Dr.-Ing. Thomas Hühn edited this page Jul 28, 2015 · 1 revision

How does RegMon work

The Linux kernel function 'readl()' is called to read the current register value at the memory address that was passed to it, respecting different host endianness and memory mapping specifics. For every register read, we store the current timestamp and the raw hexadecimal register values. Each column, except the first one holding the current timestamp, represents a register address specified through debugfs from the user-space. In our current implementation, we can monitor up to 12 registers in parallel. The main limiting factor for the number of registers is the memory footprint of the data structure to hold these values in the kernel.

The in-kernel register sampling consists of three parts:

  1. Reading registers via read_registers():
  • The function getnstimeofday() is called to get current UNIX time in nanoseconds and store the returned timestamp.
  • Iterating through the register file list in debugfs, each register's own memory address is used to call the corresponding driver's read register function and store the returned register content.
  • Registers will be triggered via a kernel timer event. With the high resolution timers used, sampling rates of 20.000Hz and more are feasible.
  1. Assembling the userspace output is triggered when a read operation to debugfs file is requested from the userspace. Then, all the new rows are written as formatted string into a debugfs log file.
  2. Initialization and de-initialization:
  • At device initialization, each WiFi interface creates its own debugfs RegMon folder and files.
  • All data structures and initial timer event registrations are performed.
  • At device de-initialization, all data structures are freed and all debugfs entries are removed.

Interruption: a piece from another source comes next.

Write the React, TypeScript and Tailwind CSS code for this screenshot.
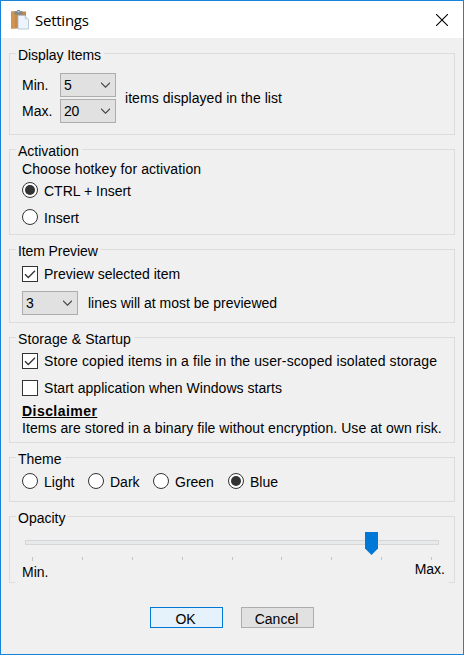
import React from "react";

type Children = { children: React.ReactNode };

function Group({ title, spacing, className, children }: Children & { title: string; spacing: string; className: string }) {
  return (
    <section className={`flex flex-col border border-[#dcdcdc] pl-3 ${className}`}>
      <h2 className={`-ml-1.5 -mt-[7px] h-4 shrink-0 self-start bg-[#f0f0f0] pl-[2px] pr-[3px] ${spacing}`}>{title}</h2>
      {children}
    </section>
  );
}

function Select({ value }: { value: string }) {
  return (
    <button className="flex h-6 w-14 shrink-0 items-center justify-between border border-[#adadad] bg-[#e1e1e1] pl-[3px] pr-[5px]">
      <span className="tracking-[-0.4px]">{value}</span>
      <svg width="9" height="6" viewBox="0 0 9 6" fill="none" stroke="#444" strokeWidth="1.1">
        <path d="M0 .7 4.5 5.2 9 .7" />
      </svg>
    </button>
  );
}

function Radio({ checked, children }: Children & { checked?: boolean }) {
  return (
    <label className="flex h-4 items-start gap-[6px]">
      <svg width="16" height="16" viewBox="0 0 16 16">
        <circle cx="8" cy="8" r="7.5" fill="white" stroke="#333" />
        {checked && <circle cx="8" cy="8" r="5" fill="#333" />}
      </svg>
      <span className="mt-px">{children}</span>
    </label>
  );
}

function Checkbox({ checked, spacing, children }: Children & { checked?: boolean; spacing: string }) {
  return (
    <label className="flex h-4 gap-[6px]">
      <svg width="16" height="16" viewBox="0 0 16 16">
        <rect x=".5" y=".5" width="15" height="15" fill="white" stroke="#333" />
        {checked && <path d="M3 8.2 6.3 11.5 13 4.7" fill="none" stroke="#333" strokeWidth="1.3" />}
      </svg>
      <span className={spacing}>{children}</span>
    </label>
  );
}

function ClipboardIcon() {
  return (
    <svg width="18" height="20" viewBox="0 0 18 20">
      <path d="M0 1.500h15v17H0z" fill="#c48a4a" />
      <path d="M0 1.500h4v17H0z" fill="#cf9450" />
      <path d="M3.500 1.200h2C6 -.3 9 -.3 9.500 1.200h2v3.300h-8z" fill="#7c8790" />
      <path d="M6.500 1.200h2v1h-2z" fill="#d8dde0" />
      <path d="M7 5.500h6.800l3.700 3.800v9.700H7z" fill="#edf4fb" stroke="#a9bccd" strokeWidth=".8" />
      <path d="M13.600 5.600v3.700h3.800z" fill="#c5d7e8" />
    </svg>
  );
}

const ticks = [32, 82, 132, 182, 232, 281, 331, 381, 431];

export default function App() {
  return (
    <div className="flex h-[655px] w-[464px] flex-col whitespace-nowrap border border-[#1883d7] bg-[#f0f0f0] font-['Liberation_Sans',Arial,sans-serif] text-[14px] leading-4 text-black">
      <header className="flex h-[37px] shrink-0 items-center bg-white pl-[10px] pr-[15px]">
        <ClipboardIcon />
        <h1 className="ml-[6px] font-['Open_Sans',sans-serif] text-[15px] leading-5 tracking-[-0.25px]">Settings</h1>
        <svg className="ml-auto" width="12" height="12" viewBox="0 0 12 12" stroke="black" strokeWidth="1.1">
          <path d="M0 0 12 12M12 0 0 12" />
        </svg>
      </header>

      <main className="flex flex-col gap-[14px] px-2 pt-[15px]">
        <Group title="Display Items" spacing="tracking-[-0.08px]" className="h-[82px]">
          <div className="mt-[10px] flex items-center">
            <div className="flex w-[38px] flex-col gap-[10px]">
              <span>Min.</span>
              <span>Max.</span>
            </div>
            <div className="flex flex-col gap-[2px]">
              <Select value="5" />
              <Select value="20" />
            </div>
            <span className="ml-[9px] tracking-[0.05px]">items displayed in the list</span>
          </div>
        </Group>

        <Group title="Activation" spacing="tracking-[0px]" className="h-[86px]">
          <p className="mt-[2px] tracking-[0.09px]">Choose hotkey for activation</p>
          <div className="mt-[5px] flex flex-col gap-[11px]">
            <Radio checked>CTRL + Insert</Radio>
            <Radio>Insert</Radio>
          </div>
        </Group>

        <Group title="Item Preview" spacing="tracking-[-0.1px]" className="h-[74px]">
          <div className="mt-[7px]">
            <Checkbox checked spacing="tracking-[0px]">Preview selected item</Checkbox>
          </div>
          <div className="mt-[9px] flex items-center gap-[10px]">
            <Select value="3" />
            <span>lines will at most be previewed</span>
          </div>
        </Group>

        <Group title="Storage &amp; Startup" spacing="tracking-[0.1px]" className="h-[106px]">
          <div className="mt-[6px] flex flex-col gap-[11px]">
            <Checkbox checked spacing="tracking-[0.11px]">Store copied items in a file in the user-scoped isolated storage</Checkbox>
            <Checkbox spacing="tracking-[0.04px]">Start application when Windows starts</Checkbox>
          </div>
          <strong className="mt-[7px] h-4 self-start tracking-[0.45px] underline">Disclaimer</strong>
          <p className="mt-px tracking-[0.06px]">Items are stored in a binary file without encryption. Use at own risk.</p>
        </Group>

        <Group title="Theme" spacing="tracking-[0px]" className="h-[45px]">
          <div className="mt-[6px] grid grid-cols-[66px_65px_75px_1fr]">
            <Radio>Light</Radio>
            <Radio>Dark</Radio>
            <Radio>Green</Radio>
            <Radio checked>Blue</Radio>
          </div>
        </Group>

        <Group title="Opacity" spacing="tracking-[0px]" className="relative h-[67px]">
          <svg className="-ml-3 mt-[6px] shrink-0" width="444" height="29" viewBox="10 532 444 29">
            <rect x="25.500" y="540.500" width="413" height="4" fill="#e7eaea" stroke="#d6d6d6" />
            {ticks.map((x, i) => (
              <rect key={x} x={x} y="557" width="1" height={i === 0 ? 4 : 3} fill="#c4c4c4" />
            ))}
            <path d="M365 532h13v16.500L371.500 555 365 548.500z" fill="#0078d7" />
          </svg>
          <div className="flex justify-between pr-[9px]">
            <span className="mt-[3px]">Min.</span>
            <span>Max.</span>
          </div>
          <div className="absolute -bottom-px left-[5px] right-[5px] h-px bg-[#f0f0f0]" />
        </Group>
      </main>

      <footer className="mt-6 flex gap-[18px] pl-[149px]">
        <button className="h-[21px] w-[73px] border border-[#0078d7] bg-[#e5f1fb] pr-[2px] pt-[2px] leading-4">OK</button>
        <button className="h-[21px] w-[73px] border border-[#adadad] bg-[#e1e1e1] pr-[2px] pt-[2px] leading-4">Cancel</button>
      </footer>
    </div>
  );
}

By reading the debugfs log file, we get access to the content of the desired registers. We store these values in a ring buffer between kernel and user-space. This allows compensating for slower and possibly non-deterministic read cycles in the user-space while the content of the array is constantly updated in-kernel. Our current implementation uses max_row value of 30000 rows, which was under all circumstances sufficiently large to support register reading rates up to 30 kHz.